Remote patient monitoring (RPM) of blood pressure is associated with improved hypertension outcomes, researchers report, but also increased healthcare costs. “Our findings point to targeted patient eligibility and time-varying reimbursement as potential levers to explore for improving the value of RPM use for hypertension,” the authors conclude.
The matched observational study was designed to emulate a longitudinal, cluster-randomized trial. Among patients with hypertension on traditional Medicare, changes in outcomes from 2019 to 2021 were analyzied for patients with hypertension at high-RPM practices versus those at matched control practices with little RPM use.
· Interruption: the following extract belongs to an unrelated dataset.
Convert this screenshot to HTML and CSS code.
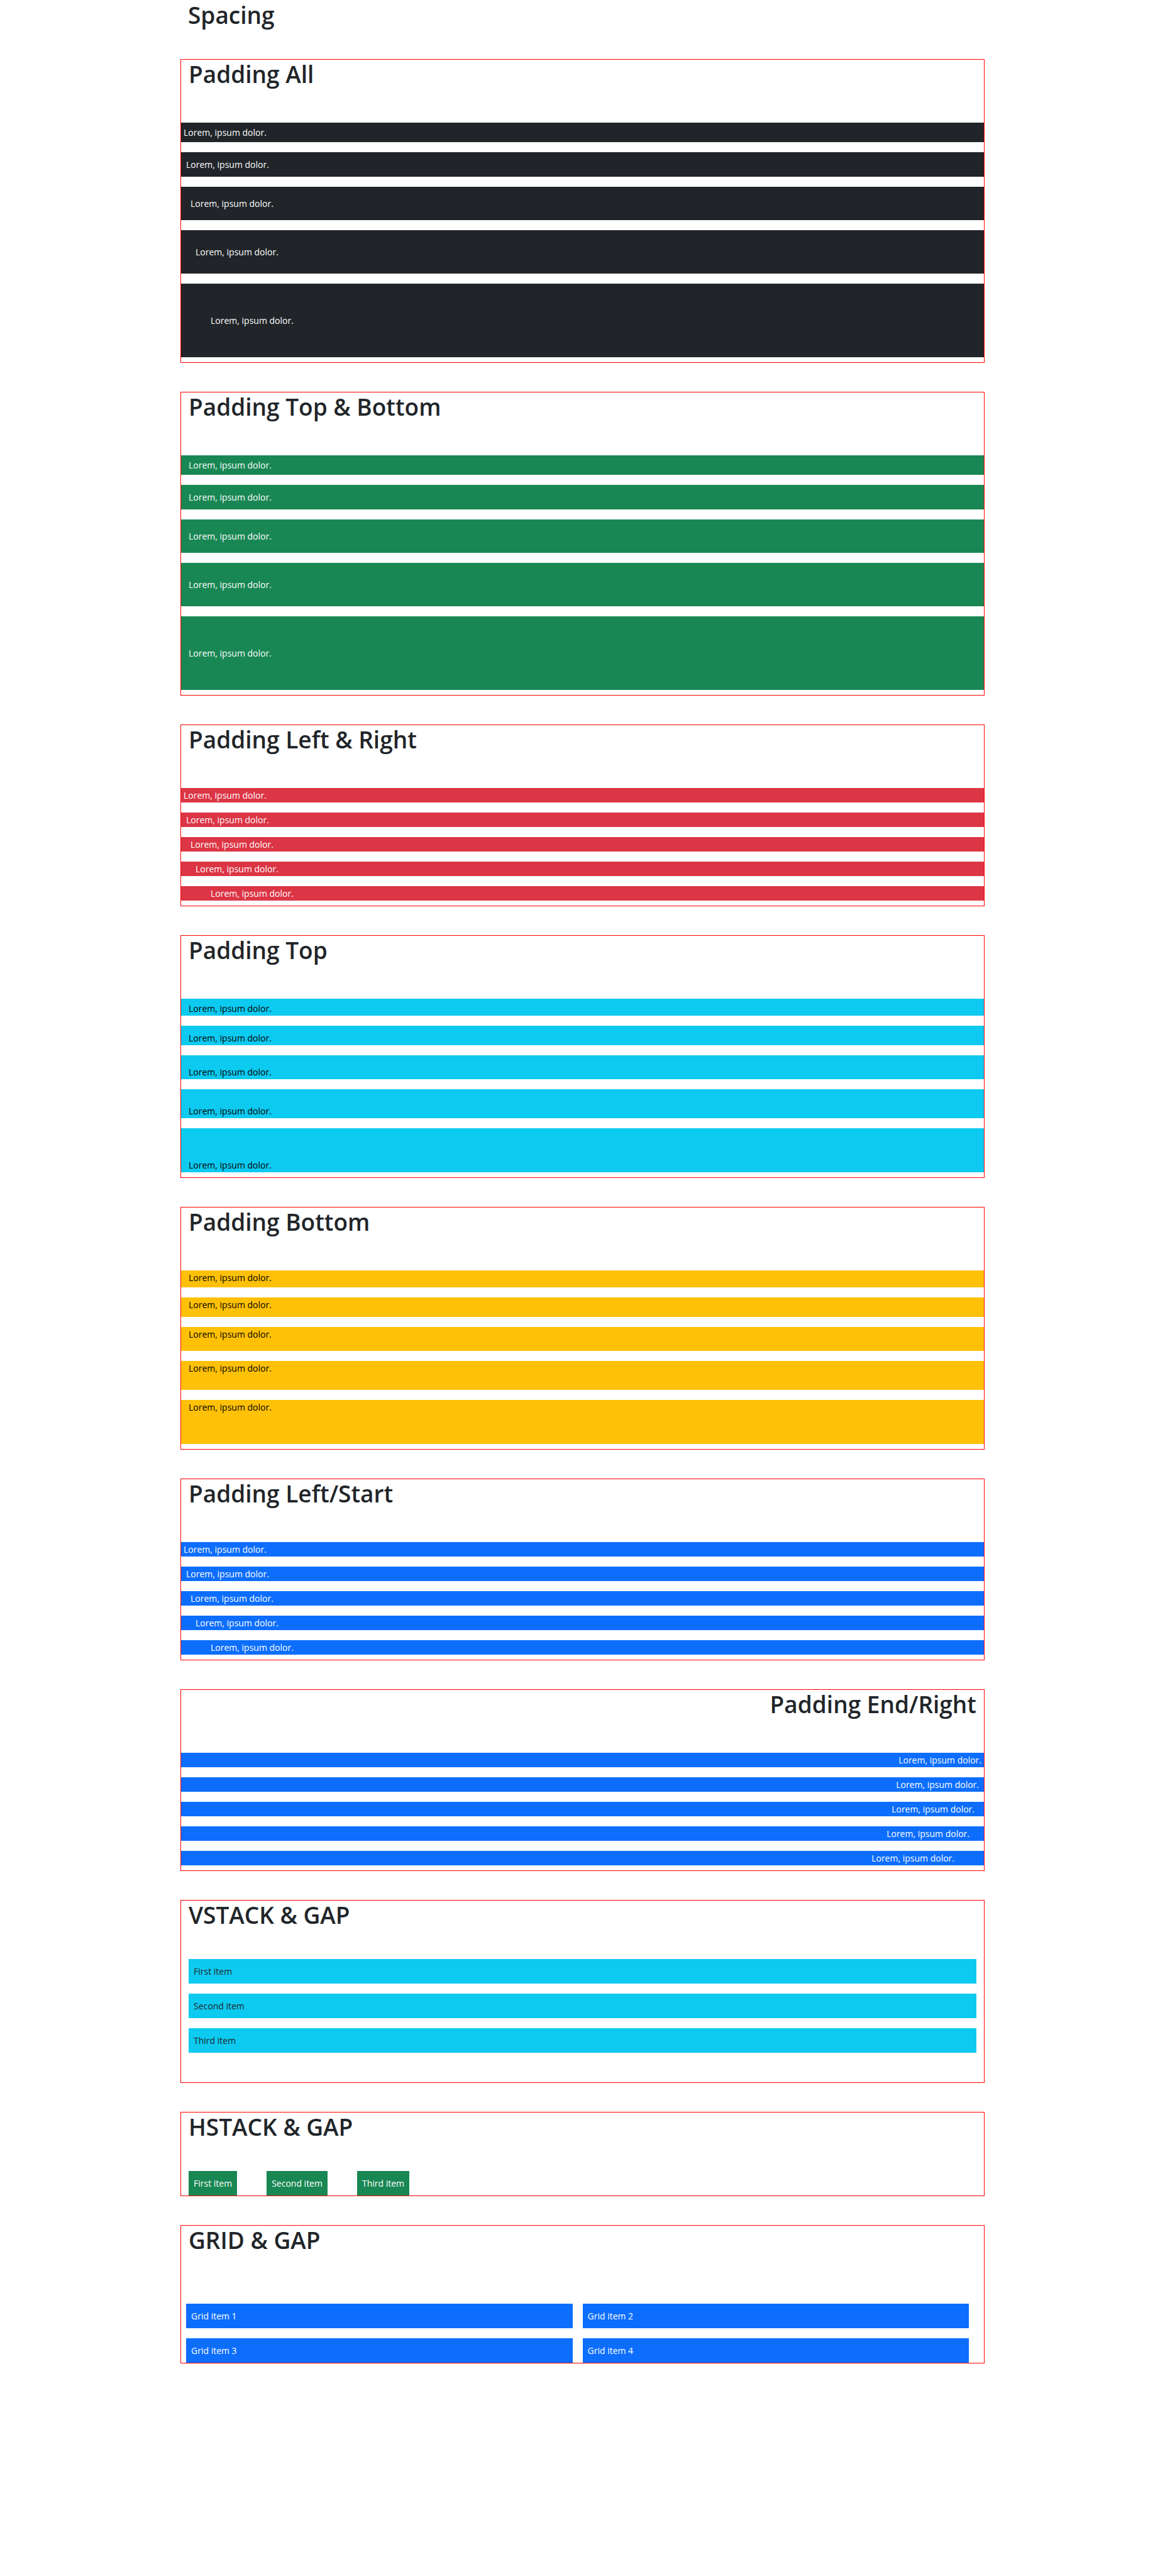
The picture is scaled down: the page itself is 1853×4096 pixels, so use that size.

Based on primary outcomes of hypertension medication use (medication fills, adherence, and unique medications received), outpatient visit use, testing and imaging use, hypertension-related acute care use, and total hypertension-related spending, the authors report: “192 high-RPM practices (with 19,978 patients with hypertension) were matched to 942 low-RPM control practices (with 95,029 patients with hypertension). Compared with patients with hypertension at matched low-RPM practices, patients with hypertension at high-RPM practices had a 3.3% (95% CI, 1.9% to 4.8%) relative increase in hypertension medication fills, a 1.6% (CI, 0.7% to 2.5%) increase in days’ supply, and a 1.3% (CI, 0.2% to 2.4%) increase in unique medications received. Patients at high-RPM practices also had fewer hypertension-related acute care encounters (−9.3% [CI, −20.6% to 2.1%]) and reduced testing use (−5.9% [CI, −11.9% to 0.0%]). However, these patients also saw increases in primary care physician outpatient visits (7.2% [CI, −0.1% to 14.6%]) and a $274 [CI, $165 to $384]) increase in total hypertension-related spending.”